WORK TO COMPLETE ::
Can you output the material exactly as written, minus any pictures it holds?

--- start AVAILABLE DATA ---

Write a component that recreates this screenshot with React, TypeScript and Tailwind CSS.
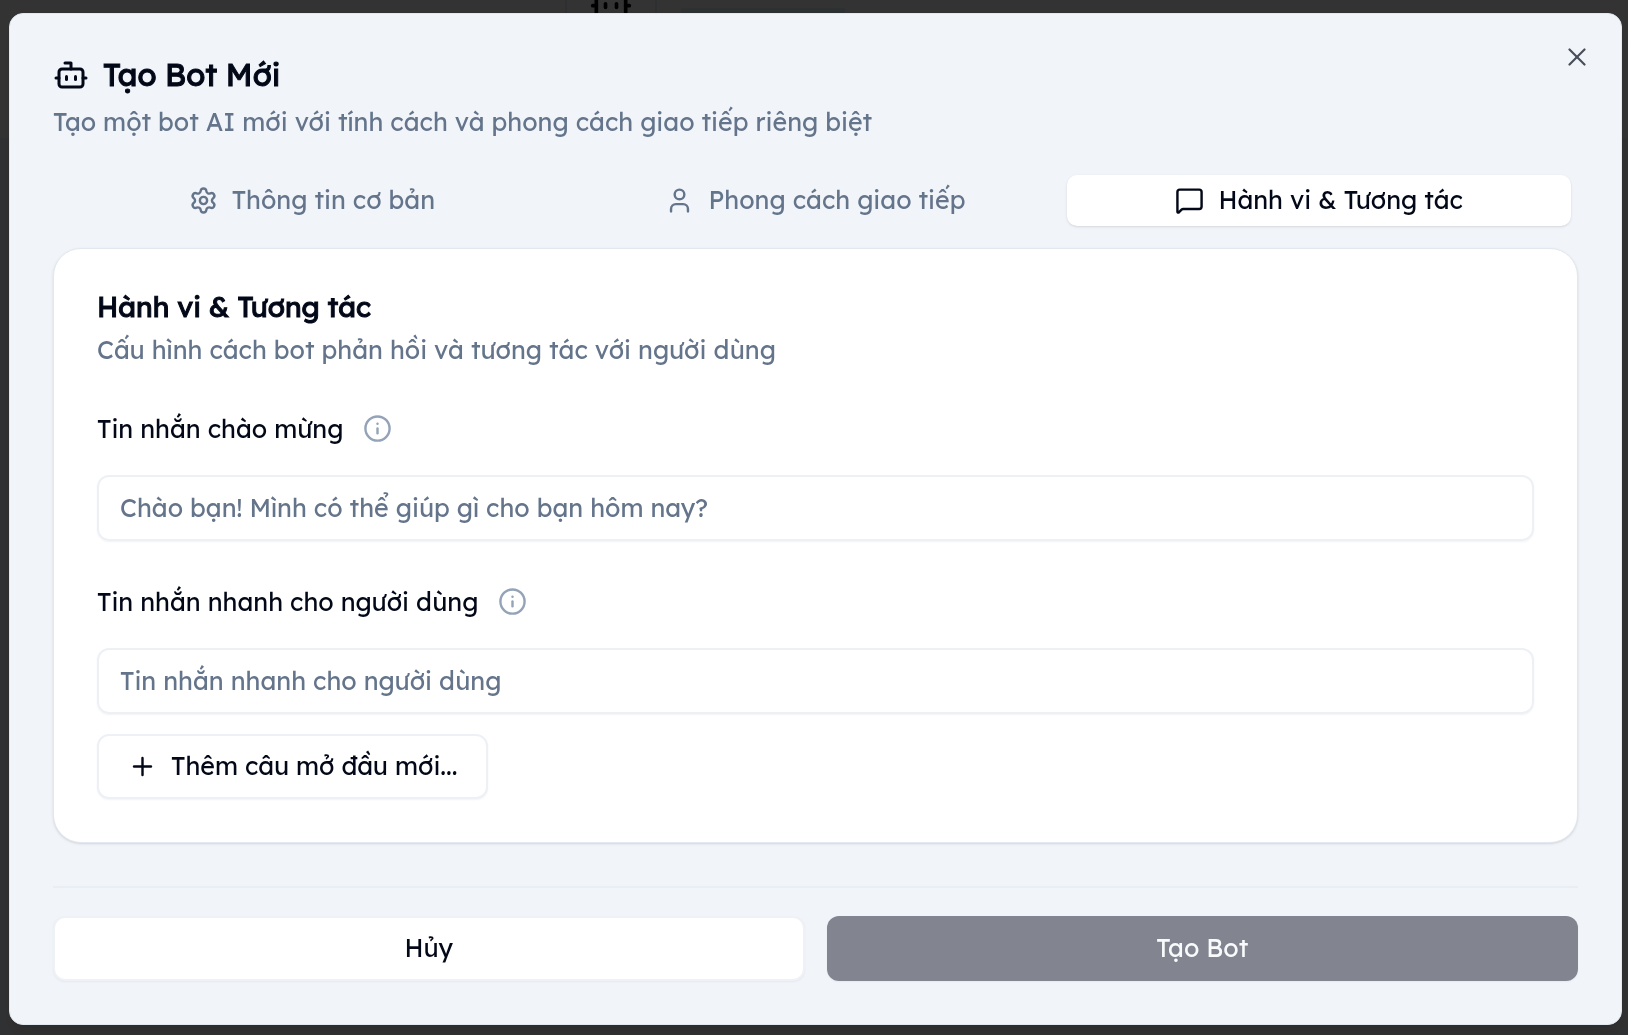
import React, { useState } from 'react';
import clsx from 'clsx';
import { Bot, Info, MessageSquare, Plus, Settings, User, X } from 'lucide-react';

const tabs = [
  { id: 'basic', label: 'Thông tin cơ bản', icon: Settings },
  { id: 'style', label: 'Phong cách giao tiếp', icon: User },
  { id: 'behavior', label: 'Hành vi & Tương tác', icon: MessageSquare },
];

interface FieldProps {
  id: string;
  label: string;
  placeholder: string;
}

const Field: React.FC<FieldProps> = ({ id, label, placeholder }) => (
  <div>
    <div className="flex items-center gap-5 leading-9">
      <label htmlFor={id}>{label}</label>
      <button type="button" aria-label="Info" className="text-[#94a3b8]">
        <Info className="size-[29px]" />
      </button>
    </div>
    <input
      id={id}
      type="text"
      placeholder={placeholder}
      className="mt-7 h-[66px] w-full rounded-xl border-2 border-[#edf1f6] bg-transparent px-[21px] shadow-xs placeholder:text-[#64748b]"
    />
  </div>
);

// Page that stays behind the overlay
const Backdrop: React.FC = () => (
  <div aria-hidden="true" className="min-h-screen bg-slate-100">
    <div className="flex h-[138px] bg-white pl-[565px]">
      <div className="flex h-13 w-[92px] justify-center border-x-2 border-slate-200">
        <Bot className="-mt-5 size-11 text-black" />
      </div>
      <div className="mt-2 ml-6 h-8 w-[164px] bg-[#dff3f3]" />
    </div>
  </div>
);

const App: React.FC = () => {
  const [activeTab, setActiveTab] = useState('behavior');

  return (
    <div className="font-['Lexend','Inter',sans-serif] text-[25px] text-[#020817]">
      <Backdrop />
      <div className="fixed inset-0 flex items-center bg-black/80 pt-0.5 pr-[6px] pl-[9px]">
        <div
          role="dialog"
          aria-labelledby="dialog-title"
          className="relative w-full rounded-[14px] border border-slate-200 bg-[#f1f5f9] p-[43px] shadow-lg"
        >
          <button
            type="button"
            aria-label="Close"
            className="absolute top-7 right-[29px] opacity-70"
          >
            <X className="size-[30px]" strokeWidth={1.75} />
          </button>

          <header>
            <h2
              id="dialog-title"
              className="flex items-center gap-[14px] text-[31px] leading-9 font-normal"
            >
              <Bot className="size-9" />
              <span className="[-webkit-text-stroke:1px]">Tạo Bot Mới</span>
            </h2>
            <p className="mt-[11px] leading-9 text-[#64748b]">
              Tạo một bot AI mới với tính cách và phong cách giao tiếp riêng biệt
            </p>
          </header>

          <div role="tablist" className="mt-7 grid grid-cols-3 p-[7px]">
            {tabs.map(({ id, label, icon: Icon }) => (
              <button
                key={id}
                type="button"
                role="tab"
                aria-selected={activeTab === id}
                onClick={() => setActiveTab(id)}
                className={clsx(
                  'flex h-[51px] items-center justify-center gap-[14px] rounded-[10px]',
                  activeTab === id ? 'bg-white shadow' : 'text-[#64748b]'
                )}
              >
                <Icon className="size-[29px]" />
                {label}
              </button>
            ))}
          </div>

          <section className="mt-[15px] rounded-[28px] border border-slate-200 bg-white p-[43px] shadow">
            <h3 className="text-[28px] leading-[30px] font-normal [-webkit-text-stroke:1px]">
              Hành vi & Tương tác
            </h3>
            <p className="mt-[10px] leading-9 text-[#64748b]">
              Cấu hình cách bot phản hồi và tương tác với người dùng
            </p>
            <div className="mt-[43px] flex flex-col gap-[43px]">
              <Field
                id="welcome"
                label="Tin nhắn chào mừng"
                placeholder="Chào bạn! Mình có thể giúp gì cho bạn hôm nay?"
              />
              <Field
                id="quick"
                label="Tin nhắn nhanh cho người dùng"
                placeholder="Tin nhắn nhanh cho người dùng"
              />
            </div>
            <button
              type="button"
              className="mt-5 flex h-[65px] items-center gap-[14px] rounded-xl border-2 border-[#edf1f6] bg-white px-[29px] shadow-xs"
            >
              <Plus className="size-[29px]" />
              Thêm câu mở đầu mới...
            </button>
          </section>

          <footer className="mt-[43px] grid grid-cols-2 gap-[22px] border-t-2 border-slate-200/50 pt-7">
            <button type="button" className="h-[65px] rounded-xl border-2 border-slate-200/60 bg-white shadow-xs">
              Hủy
            </button>
            <button type="button" disabled className="h-[65px] rounded-xl bg-[#828590] text-slate-50 shadow-xs">
              Tạo Bot
            </button>
          </footer>
        </div>
      </div>
    </div>
  );
};

export default App;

--- end AVAILABLE DATA ---

THE ANSWER ::
Write a component that recreates this screenshot with React, TypeScript and Tailwind CSS.
import React, { useState } from 'react';
import clsx from 'clsx';
import { Bot, Info, MessageSquare, Plus, Settings, User, X } from 'lucide-react';

const tabs = [
  { id: 'basic', label: 'Thông tin cơ bản', icon: Settings },
  { id: 'style', label: 'Phong cách giao tiếp', icon: User },
  { id: 'behavior', label: 'Hành vi & Tương tác', icon: MessageSquare },
];

interface FieldProps {
  id: string;
  label: string;
  placeholder: string;
}

const Field: React.FC<FieldProps> = ({ id, label, placeholder }) => (
  <div>
    <div className="flex items-center gap-5 leading-9">
      <label htmlFor={id}>{label}</label>
      <button type="button" aria-label="Info" className="text-[#94a3b8]">
        <Info className="size-[29px]" />
      </button>
    </div>
    <input
      id={id}
      type="text"
      placeholder={placeholder}
      className="mt-7 h-[66px] w-full rounded-xl border-2 border-[#edf1f6] bg-transparent px-[21px] shadow-xs placeholder:text-[#64748b]"
    />
  </div>
);

// Page that stays behind the overlay
const Backdrop: React.FC = () => (
  <div aria-hidden="true" className="min-h-screen bg-slate-100">
    <div className="flex h-[138px] bg-white pl-[565px]">
      <div className="flex h-13 w-[92px] justify-center border-x-2 border-slate-200">
        <Bot className="-mt-5 size-11 text-black" />
      </div>
      <div className="mt-2 ml-6 h-8 w-[164px] bg-[#dff3f3]" />
    </div>
  </div>
);

const App: React.FC = () => {
  const [activeTab, setActiveTab] = useState('behavior');

  return (
    <div className="font-['Lexend','Inter',sans-serif] text-[25px] text-[#020817]">
      <Backdrop />
      <div className="fixed inset-0 flex items-center bg-black/80 pt-0.5 pr-[6px] pl-[9px]">
        <div
          role="dialog"
          aria-labelledby="dialog-title"
          className="relative w-full rounded-[14px] border border-slate-200 bg-[#f1f5f9] p-[43px] shadow-lg"
        >
          <button
            type="button"
            aria-label="Close"
            className="absolute top-7 right-[29px] opacity-70"
          >
            <X className="size-[30px]" strokeWidth={1.75} />
          </button>

          <header>
            <h2
              id="dialog-title"
              className="flex items-center gap-[14px] text-[31px] leading-9 font-normal"
            >
              <Bot className="size-9" />
              <span className="[-webkit-text-stroke:1px]">Tạo Bot Mới</span>
            </h2>
            <p className="mt-[11px] leading-9 text-[#64748b]">
              Tạo một bot AI mới với tính cách và phong cách giao tiếp riêng biệt
            </p>
          </header>

          <div role="tablist" className="mt-7 grid grid-cols-3 p-[7px]">
            {tabs.map(({ id, label, icon: Icon }) => (
              <button
                key={id}
                type="button"
                role="tab"
                aria-selected={activeTab === id}
                onClick={() => setActiveTab(id)}
                className={clsx(
                  'flex h-[51px] items-center justify-center gap-[14px] rounded-[10px]',
                  activeTab === id ? 'bg-white shadow' : 'text-[#64748b]'
                )}
              >
                <Icon className="size-[29px]" />
                {label}
              </button>
            ))}
          </div>

          <section className="mt-[15px] rounded-[28px] border border-slate-200 bg-white p-[43px] shadow">
            <h3 className="text-[28px] leading-[30px] font-normal [-webkit-text-stroke:1px]">
              Hành vi & Tương tác
            </h3>
            <p className="mt-[10px] leading-9 text-[#64748b]">
              Cấu hình cách bot phản hồi và tương tác với người dùng
            </p>
            <div className="mt-[43px] flex flex-col gap-[43px]">
              <Field
                id="welcome"
                label="Tin nhắn chào mừng"
                placeholder="Chào bạn! Mình có thể giúp gì cho bạn hôm nay?"
              />
              <Field
                id="quick"
                label="Tin nhắn nhanh cho người dùng"
                placeholder="Tin nhắn nhanh cho người dùng"
              />
            </div>
            <button
              type="button"
              className="mt-5 flex h-[65px] items-center gap-[14px] rounded-xl border-2 border-[#edf1f6] bg-white px-[29px] shadow-xs"
            >
              <Plus className="size-[29px]" />
              Thêm câu mở đầu mới...
            </button>
          </section>

          <footer className="mt-[43px] grid grid-cols-2 gap-[22px] border-t-2 border-slate-200/50 pt-7">
            <button type="button" className="h-[65px] rounded-xl border-2 border-slate-200/60 bg-white shadow-xs">
              Hủy
            </button>
            <button type="button" disabled className="h-[65px] rounded-xl bg-[#828590] text-slate-50 shadow-xs">
              Tạo Bot
            </button>
          </footer>
        </div>
      </div>
    </div>
  );
};

export default App;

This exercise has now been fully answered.